## Aim of the exercise
In the data below, find each line containing the string "React" and return it.

* Start Data section *

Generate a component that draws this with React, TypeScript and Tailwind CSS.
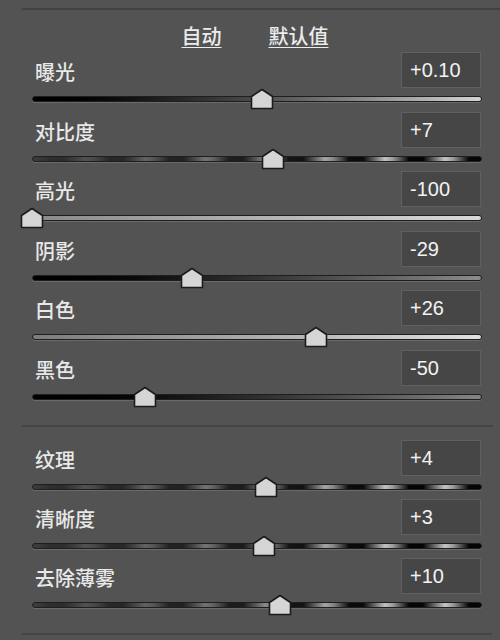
import React from 'react'

interface SliderRow {
  label: string;
  value: number;
  min: number;
  max: number;
  display: string;
  track: string;
}

const BLOB_TRACK =
  'bg-[image:linear-gradient(to_right,rgba(52,52,52,0.9),rgba(52,52,52,0.5)_45%,rgba(52,52,52,0)_80%),repeating-linear-gradient(90deg,#9a9a9a_0px,#050505_16px,#050505_30px,#c4c4c4_52px,#9a9a9a_60px)]';

const basicRows: SliderRow[] = [
  { label: '曝光', value: 0.1, min: -5, max: 5, display: '+0.10', track: 'bg-linear-to-r from-black via-[#4c4c4c] to-[#d4d4d4]' },
  { label: '对比度', value: 7, min: -100, max: 100, display: '+7', track: BLOB_TRACK },
  { label: '高光', value: -100, min: -100, max: 100, display: '-100', track: 'bg-linear-to-r from-[#8a8a8a] to-[#dadada]' },
  { label: '阴影', value: -29, min: -100, max: 100, display: '-29', track: 'bg-linear-to-r from-black via-[#333333] to-[#8c8c8c]' },
  { label: '白色', value: 26, min: -100, max: 100, display: '+26', track: 'bg-linear-to-r from-[#7c7c7c] to-[#e0e0e0]' },
  { label: '黑色', value: -50, min: -100, max: 100, display: '-50', track: 'bg-linear-to-r from-black via-[#2e2e2e] to-[#858585]' },
];

const presenceRows: SliderRow[] = [
  { label: '纹理', value: 4, min: -100, max: 100, display: '+4', track: BLOB_TRACK },
  { label: '清晰度', value: 3, min: -100, max: 100, display: '+3', track: BLOB_TRACK },
  { label: '去除薄雾', value: 10, min: -100, max: 100, display: '+10', track: BLOB_TRACK },
];

const Thumb: React.FC<{ pct: number }> = ({ pct }) => (
  <svg
    width="24"
    height="22"
    viewBox="0 0 24 22"
    className="absolute top-[-8px]"
    style={{ left: `calc(${pct}% - 12px)` }}
  >
    <polygon
      points="1.5,8.5 12,1.5 22.5,8.5 22.5,20.5 1.5,20.5"
      fill="#d5d5d5"
      stroke="#1b1b1b"
      strokeWidth="1.6"
      strokeLinejoin="round"
    />
  </svg>
);

const Row: React.FC<{ row: SliderRow; height: string }> = ({ row, height }) => {
  const pct = ((row.value - row.min) / (row.max - row.min)) * 100;

  return (
    <div className={`flex flex-col ${height}`}>
      <div className="flex items-center justify-between h-[36px]">
        <span className="pl-[3px] mt-[4px] text-[20px] font-medium leading-none text-[#e8e8e8]">
          {row.label}
        </span>
        <div className="w-[80px] h-[36px] mr-[1px] flex items-center pl-[8px] bg-[#464646] border border-[#606060] text-[20px] text-[#f2f2f2] font-['Liberation_Sans',Arial,sans-serif]">
          {row.display}
        </div>
      </div>
      <div className="relative mt-[8px] h-[6px]">
        <div className={`h-full rounded-full border border-[#1e1e1e] shadow-[0_1px_0_#6a6a6a] ${row.track}`} />
        <Thumb pct={pct} />
      </div>
    </div>
  );
};

export default function App() {
  return (
    <div className="w-[500px] h-[640px] bg-[#535353] pt-[8px] font-['Noto_Sans_CJK_SC','Noto_Sans',sans-serif] overflow-hidden">
      <div className="ml-[22px] border-t-2 border-[#424242]">
        <div className="flex justify-center gap-[47px] pt-[14px] h-[42px] pr-[12px] text-[20px] font-medium leading-[24px] text-[#ececec]">
          <span className="underline underline-offset-[3px] decoration-1">自动</span>
          <span className="underline underline-offset-[3px] decoration-1">默认值</span>
        </div>
      </div>

      <div className="pl-[32px] pr-[18px]">
        {basicRows.map((row) => (
          <Row key={row.label} row={row} height="h-[59.5px]" />
        ))}
      </div>

      <div className="ml-[22px] mr-[7px] mt-[16px] border-t-2 border-[#454545]" />

      <div className="pl-[32px] pr-[18px] pt-[13px]">
        {presenceRows.map((row) => (
          <Row key={row.label} row={row} height="h-[59px]" />
        ))}
      </div>

      <div className="ml-[22px] mr-[8px] mt-[16px] border-t-2 border-[#454545]" />
    </div>
  );
}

* End Data section *

## Correct result
Generate a component that draws this with React, TypeScript and Tailwind CSS.
import React from 'react'
const Thumb: React.FC<{ pct: number }> = ({ pct }) => (
const Row: React.FC<{ row: SliderRow; height: string }> = ({ row, height }) => {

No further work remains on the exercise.